Work out how many lines of the records hold the string "components", and reply with that number alone.
-- begin --
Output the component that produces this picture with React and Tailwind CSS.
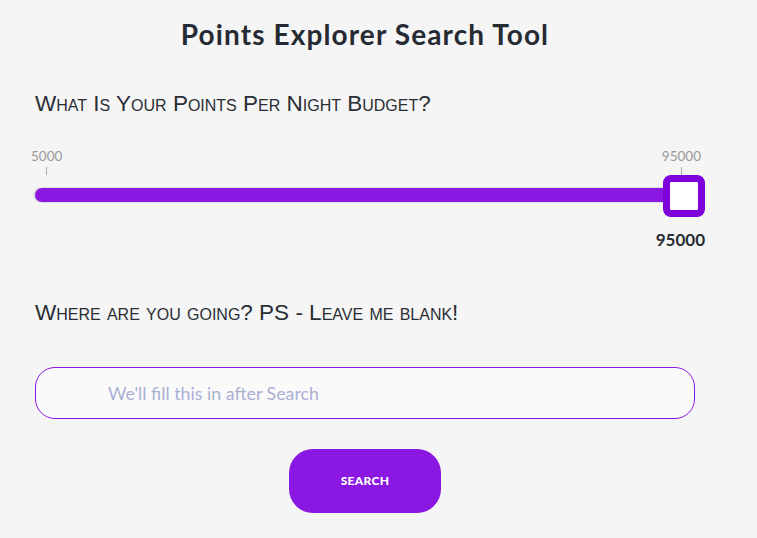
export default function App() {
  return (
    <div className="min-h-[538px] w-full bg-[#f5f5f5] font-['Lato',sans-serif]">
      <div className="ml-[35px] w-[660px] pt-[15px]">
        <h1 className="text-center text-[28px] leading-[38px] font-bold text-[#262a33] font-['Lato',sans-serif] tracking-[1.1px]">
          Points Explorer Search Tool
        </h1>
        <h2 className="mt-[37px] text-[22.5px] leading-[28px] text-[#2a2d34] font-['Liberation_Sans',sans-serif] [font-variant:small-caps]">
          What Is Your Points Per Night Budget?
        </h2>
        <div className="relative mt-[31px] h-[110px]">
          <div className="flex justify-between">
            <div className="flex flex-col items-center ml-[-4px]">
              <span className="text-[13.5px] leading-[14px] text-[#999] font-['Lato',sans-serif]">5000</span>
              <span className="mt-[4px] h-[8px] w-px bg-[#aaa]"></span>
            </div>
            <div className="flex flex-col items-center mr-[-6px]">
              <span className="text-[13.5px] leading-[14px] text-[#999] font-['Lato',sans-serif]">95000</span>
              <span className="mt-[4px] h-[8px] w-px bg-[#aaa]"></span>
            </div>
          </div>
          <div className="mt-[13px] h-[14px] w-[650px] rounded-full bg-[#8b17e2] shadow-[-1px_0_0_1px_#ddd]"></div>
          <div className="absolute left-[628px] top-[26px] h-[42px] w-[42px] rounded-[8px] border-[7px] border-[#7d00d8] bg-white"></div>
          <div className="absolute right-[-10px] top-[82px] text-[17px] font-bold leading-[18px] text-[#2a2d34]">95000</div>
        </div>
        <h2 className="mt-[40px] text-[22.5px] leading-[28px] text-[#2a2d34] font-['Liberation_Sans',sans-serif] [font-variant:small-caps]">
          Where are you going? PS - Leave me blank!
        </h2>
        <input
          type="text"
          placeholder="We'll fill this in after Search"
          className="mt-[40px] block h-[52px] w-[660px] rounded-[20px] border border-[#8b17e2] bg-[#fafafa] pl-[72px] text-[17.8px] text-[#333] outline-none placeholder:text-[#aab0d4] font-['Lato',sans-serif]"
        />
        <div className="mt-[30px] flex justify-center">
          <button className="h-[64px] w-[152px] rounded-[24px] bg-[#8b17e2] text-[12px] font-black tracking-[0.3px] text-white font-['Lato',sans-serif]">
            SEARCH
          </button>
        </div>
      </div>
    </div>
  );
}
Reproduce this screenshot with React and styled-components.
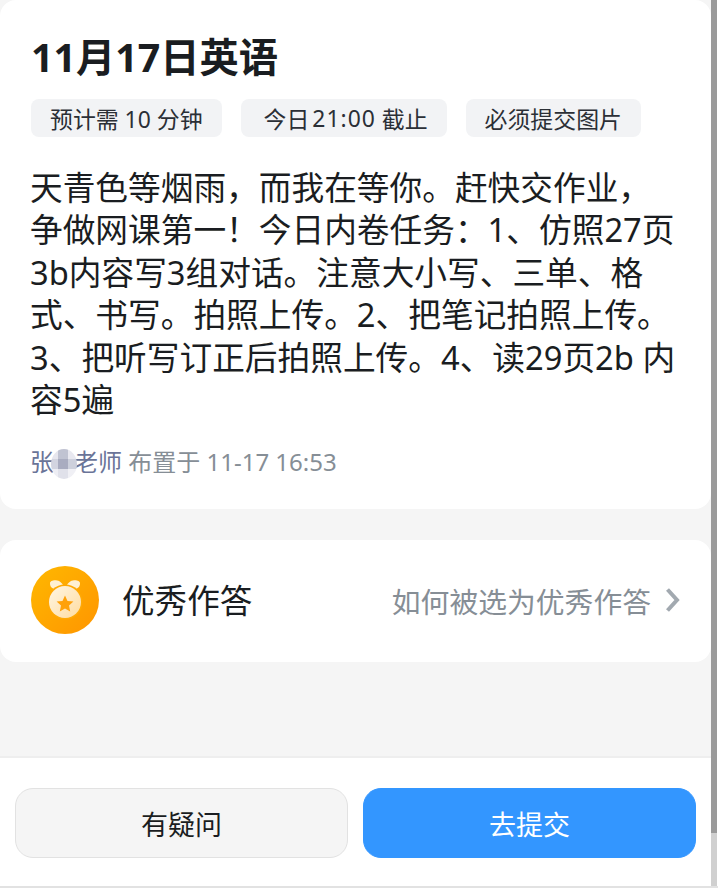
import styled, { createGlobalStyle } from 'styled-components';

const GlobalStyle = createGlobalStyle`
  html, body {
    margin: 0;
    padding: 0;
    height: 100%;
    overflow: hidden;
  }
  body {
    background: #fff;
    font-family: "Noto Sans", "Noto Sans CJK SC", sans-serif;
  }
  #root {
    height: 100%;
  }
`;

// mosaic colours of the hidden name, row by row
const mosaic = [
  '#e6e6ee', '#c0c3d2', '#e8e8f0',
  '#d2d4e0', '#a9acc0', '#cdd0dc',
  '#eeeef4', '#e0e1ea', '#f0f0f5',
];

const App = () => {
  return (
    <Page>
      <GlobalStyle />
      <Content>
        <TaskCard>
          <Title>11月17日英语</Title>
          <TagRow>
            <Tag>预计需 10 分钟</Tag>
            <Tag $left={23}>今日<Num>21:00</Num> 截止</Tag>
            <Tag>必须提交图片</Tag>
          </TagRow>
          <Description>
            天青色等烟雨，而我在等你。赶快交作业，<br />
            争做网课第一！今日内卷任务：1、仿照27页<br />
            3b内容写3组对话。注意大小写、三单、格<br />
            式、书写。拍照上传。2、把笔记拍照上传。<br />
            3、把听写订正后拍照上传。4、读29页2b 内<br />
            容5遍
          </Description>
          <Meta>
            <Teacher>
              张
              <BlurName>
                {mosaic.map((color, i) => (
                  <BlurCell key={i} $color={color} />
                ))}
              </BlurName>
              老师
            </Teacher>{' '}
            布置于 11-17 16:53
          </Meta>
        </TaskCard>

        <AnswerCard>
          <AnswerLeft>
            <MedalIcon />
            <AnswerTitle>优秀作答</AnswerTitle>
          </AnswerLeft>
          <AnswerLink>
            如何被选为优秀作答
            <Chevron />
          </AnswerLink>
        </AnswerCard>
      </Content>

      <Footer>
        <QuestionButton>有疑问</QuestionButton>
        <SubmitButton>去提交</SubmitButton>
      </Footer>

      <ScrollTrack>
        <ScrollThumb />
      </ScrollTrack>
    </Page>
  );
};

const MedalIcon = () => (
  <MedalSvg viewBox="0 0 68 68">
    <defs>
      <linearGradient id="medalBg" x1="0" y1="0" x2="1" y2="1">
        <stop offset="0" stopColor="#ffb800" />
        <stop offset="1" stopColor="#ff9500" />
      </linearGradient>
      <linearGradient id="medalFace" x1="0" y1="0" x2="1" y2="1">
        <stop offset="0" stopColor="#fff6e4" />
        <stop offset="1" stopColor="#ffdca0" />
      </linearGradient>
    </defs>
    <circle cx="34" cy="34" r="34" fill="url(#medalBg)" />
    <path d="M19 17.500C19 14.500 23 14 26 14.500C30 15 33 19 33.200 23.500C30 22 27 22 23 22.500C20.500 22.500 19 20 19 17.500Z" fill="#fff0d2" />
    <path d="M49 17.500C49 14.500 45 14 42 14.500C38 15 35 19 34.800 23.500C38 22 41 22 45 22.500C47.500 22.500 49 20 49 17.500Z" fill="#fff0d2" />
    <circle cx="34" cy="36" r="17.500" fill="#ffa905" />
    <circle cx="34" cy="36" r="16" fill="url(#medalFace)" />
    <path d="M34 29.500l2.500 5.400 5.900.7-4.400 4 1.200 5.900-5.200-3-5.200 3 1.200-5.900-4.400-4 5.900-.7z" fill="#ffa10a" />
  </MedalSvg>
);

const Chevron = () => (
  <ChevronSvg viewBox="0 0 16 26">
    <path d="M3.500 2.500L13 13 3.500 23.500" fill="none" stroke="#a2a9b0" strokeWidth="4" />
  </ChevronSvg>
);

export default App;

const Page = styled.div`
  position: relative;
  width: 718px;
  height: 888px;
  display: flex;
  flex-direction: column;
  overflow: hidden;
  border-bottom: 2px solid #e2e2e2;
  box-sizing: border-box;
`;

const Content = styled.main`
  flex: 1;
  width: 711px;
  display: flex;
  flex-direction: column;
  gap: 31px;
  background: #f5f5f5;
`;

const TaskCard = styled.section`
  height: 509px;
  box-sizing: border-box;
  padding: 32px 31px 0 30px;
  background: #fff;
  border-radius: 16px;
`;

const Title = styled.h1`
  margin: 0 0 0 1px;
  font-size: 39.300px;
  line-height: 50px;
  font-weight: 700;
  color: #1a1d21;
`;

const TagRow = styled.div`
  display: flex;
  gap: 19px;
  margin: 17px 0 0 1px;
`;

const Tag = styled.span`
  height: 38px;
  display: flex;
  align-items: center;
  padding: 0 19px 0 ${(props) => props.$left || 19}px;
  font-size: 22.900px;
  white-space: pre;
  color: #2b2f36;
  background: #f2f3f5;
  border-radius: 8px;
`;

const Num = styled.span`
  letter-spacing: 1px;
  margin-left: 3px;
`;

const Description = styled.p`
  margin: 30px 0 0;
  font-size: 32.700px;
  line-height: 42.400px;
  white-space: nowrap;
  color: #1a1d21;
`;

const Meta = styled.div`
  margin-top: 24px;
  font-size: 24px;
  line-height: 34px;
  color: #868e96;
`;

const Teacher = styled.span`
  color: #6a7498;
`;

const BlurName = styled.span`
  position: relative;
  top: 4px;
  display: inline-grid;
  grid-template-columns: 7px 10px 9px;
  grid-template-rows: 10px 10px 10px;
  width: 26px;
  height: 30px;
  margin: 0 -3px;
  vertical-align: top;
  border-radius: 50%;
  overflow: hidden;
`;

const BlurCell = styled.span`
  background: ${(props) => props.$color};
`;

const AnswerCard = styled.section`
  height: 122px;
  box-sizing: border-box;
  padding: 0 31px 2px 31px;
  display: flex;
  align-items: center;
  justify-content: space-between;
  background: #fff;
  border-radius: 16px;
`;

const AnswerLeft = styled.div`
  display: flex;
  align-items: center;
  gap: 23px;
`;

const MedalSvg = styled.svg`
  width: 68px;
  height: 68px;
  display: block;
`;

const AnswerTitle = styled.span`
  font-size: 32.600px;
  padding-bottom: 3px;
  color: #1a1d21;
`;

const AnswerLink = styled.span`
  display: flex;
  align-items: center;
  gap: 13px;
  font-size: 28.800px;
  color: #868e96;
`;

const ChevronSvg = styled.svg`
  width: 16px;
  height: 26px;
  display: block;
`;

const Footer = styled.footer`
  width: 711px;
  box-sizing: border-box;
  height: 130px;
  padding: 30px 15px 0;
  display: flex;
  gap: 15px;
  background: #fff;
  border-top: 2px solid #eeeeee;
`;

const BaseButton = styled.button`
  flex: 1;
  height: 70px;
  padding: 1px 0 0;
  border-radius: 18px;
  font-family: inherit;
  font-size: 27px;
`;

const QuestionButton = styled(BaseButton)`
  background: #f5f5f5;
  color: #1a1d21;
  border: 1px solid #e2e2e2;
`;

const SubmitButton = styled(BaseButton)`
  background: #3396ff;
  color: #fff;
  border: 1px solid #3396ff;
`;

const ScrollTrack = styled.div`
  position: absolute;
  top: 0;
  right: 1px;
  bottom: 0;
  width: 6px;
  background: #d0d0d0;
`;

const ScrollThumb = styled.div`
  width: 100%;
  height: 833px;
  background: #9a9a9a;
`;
-- end --
Task result: 2